Finished Length = 16"

Recommended for children ages 3 and older.


----------



## Sewbizgirl (May 11, 2011)

She's so sweet and sure to be somebody's best friend.


----------



## amudaus (Nov 8, 2011)

She is beautiful.Love her little dress.Great work.


----------



## Rainebo (Apr 22, 2012)

Love her! So well done! :thumbup:


----------



## pridie (May 24, 2011)

Love the Bunny.


----------



## Sandiego (Sep 17, 2011)

The bunny is soooooo cute and adorable!!!! I love those ears and long legs. Too cute!!!! Whoops, I almost missed the tail it is peeking out. Lol!! ;0)


----------



## Patian (May 10, 2011)

Clare is absolutely perfect!


----------



## birsss (Aug 16, 2011)

Beautiful bunny.


----------



## threadbears (May 10, 2013)

Thanks so much, everyone!!  Glad you like her.


----------



## Puppies101 (Nov 3, 2012)

Adorable.


----------



## Livingwaters (Jun 14, 2011)

That is precious!


----------



## knitgogi (Aug 25, 2013)

Livingwaters said:


> That is precious!


 :thumbup:


----------



## belleflower (Apr 23, 2013)

Absolutely adorable.

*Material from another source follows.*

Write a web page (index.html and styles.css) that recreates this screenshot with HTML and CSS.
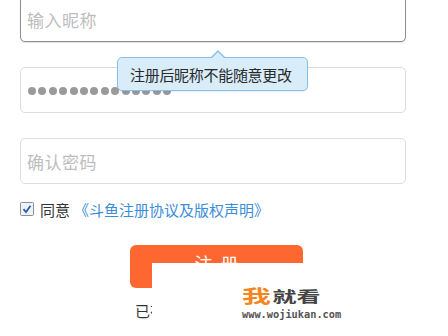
FILE: index.html
```html
<!DOCTYPE html>
<html lang="zh">
<head>
<meta charset="utf-8">
<link rel="stylesheet" href="styles.css">
</head>
<body>
<div class="page">
  <form class="form">
    <div class="field field-focus"><span class="ph">输入昵称</span></div>
    <div class="field"><span class="dots"><i></i><i></i><i></i><i></i><i></i><i></i><i></i><i></i><i></i><i></i><i></i><i></i><i></i><i></i></span></div>
    <div class="field"><span class="ph">确认密码</span></div>
    <div class="agree">
      <svg class="check" width="14" height="14" viewBox="0 0 14 14"><rect x="0.5" y="0.5" width="13" height="13" rx="1" fill="#eef3f8" stroke="#8a8f96"/><path d="M3.5 7.2 L6 10 L10.5 3.8" fill="none" stroke="#2b5ea8" stroke-width="1.8"/></svg>
      <span class="agree-text">同意</span>
      <a class="agree-link">《斗鱼注册协议及版权声明》</a>
    </div>
    <div class="btn-row"><button type="button" class="btn">注册</button></div>
    <div class="login-row"><span class="login">已有账号</span></div>
  </form>
  <div class="tip"><span class="tip-text">注册后昵称不能随意更改</span></div>
  <div class="mark">
    <div class="mark-title"><span class="wo">我</span><span class="jk">就看</span></div>
    <div class="mark-url">www.wojiukan.com</div>
  </div>
</div>
</body>
</html>
```
FILE: styles.css
```css
* { box-sizing: border-box; }
html, body { margin: 0; padding: 0; background: #fff; }
body { font-family: "Noto Sans CJK SC", "Noto Sans", sans-serif; width: 448px; height: 336px; overflow: hidden; }
.page { position: relative; width: 448px; height: 336px; overflow: hidden; }
.form { display: flex; flex-direction: column; padding-left: 20px; margin-top: -4px; }
.field {
  width: 386px; height: 46px; border: 1px solid #ddd; border-radius: 5px;
  display: flex; align-items: center; padding-left: 6px; margin-bottom: 25px; background: #fff;
}
.field-focus { border-color: #8e8e8e; box-shadow: 0 1px 1px rgba(0,0,0,0.12); }
.ph { font-size: 17px; color: #bdbdbd; letter-spacing: 0.5px; }
.dots { display: flex; gap: 2.4px; margin-left: 1px; margin-top: 2px; }
.dots i { width: 8px; height: 8px; border-radius: 50%; background: #9a9a9a; display: block; }
.agree { display: flex; align-items: center; margin-top: -13px; height: 26px; }
.check { display: block; }
.agree-text { font-size: 15px; color: #333; margin-left: 6px; }
.agree-link { font-size: 15px; color: #3c8ed6; margin-left: 4px; }
.btn-row { padding-left: 110px; margin-top: 23px; }
.btn {
  width: 173px; height: 43px; border: none; border-radius: 6px; background: #ff6731;
  color: #fff; font-family: inherit; font-size: 18px; line-height: 20px; letter-spacing: 8px; padding: 0 0 8px 8px;
  display: block;
}
.login-row { padding-left: 115px; margin-top: 13px; display: flex; }
.login { font-size: 15px; line-height: 20px; color: #333; }
.tip {
  position: absolute; left: 117px; top: 57px; width: 191px; height: 34px;
  background: #d9ecf9; border: 1px solid #86c0e8; border-radius: 5px;
  display: flex; align-items: center; padding-left: 12px;
  box-shadow: 0 1px 2px rgba(0,0,0,0.08);
}
.tip::before {
  content: ""; position: absolute; left: 92px; top: -8px; width: 0; height: 0;
  border-left: 8px solid transparent; border-right: 8px solid transparent; border-bottom: 8px solid #86c0e8;
}
.tip::after {
  content: ""; position: absolute; left: 93px; top: -6px; width: 0; height: 0;
  border-left: 7px solid transparent; border-right: 7px solid transparent; border-bottom: 7px solid #d9ecf9;
}
.tip-text { font-size: 15px; color: #2a2a2a; letter-spacing: -0.3px; }
.mark {
  position: absolute; left: 152px; top: 263px; width: 210px; height: 73px; background: #fff;
  padding: 22px 0 0 90px;
}
.mark-title {
  display: flex; align-items: center; height: 20px; line-height: 20px;
  transform: scaleX(1.6); transform-origin: left center;
}
.mark-title .wo { font-size: 18px; font-weight: bold; color: #f4861f; }
.mark-title .jk { font-size: 15px; font-weight: bold; color: #444; margin-left: 1px; margin-top: 2px; }
.mark-url { font-family: "DejaVu Sans Mono", monospace; font-size: 10.3px; line-height: 12px; font-weight: bold; color: #555; margin-top: 3px; }
```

Someone would really treasure thisxx


----------



## kimmyz (May 9, 2011)

Adorable.


----------



## elproct (Nov 24, 2012)

So huggable!!!


----------



## Livingwaters (Jun 14, 2011)

Fine I looked at it a couple more times and bought it it's so stinking sweet lol


----------



## threadbears (May 10, 2013)

Livingwaters said:


> Fine I looked at it a couple more times and bought it it's so stinking sweet lol


haha Well, Thanks! I hope you enjoy making it, and be sure to share it with us when it's all done!! 

Thanks again, everyone, for looking!!


----------



## sanditoes48 (Feb 6, 2013)

Wonderful and so much fun for someone.


----------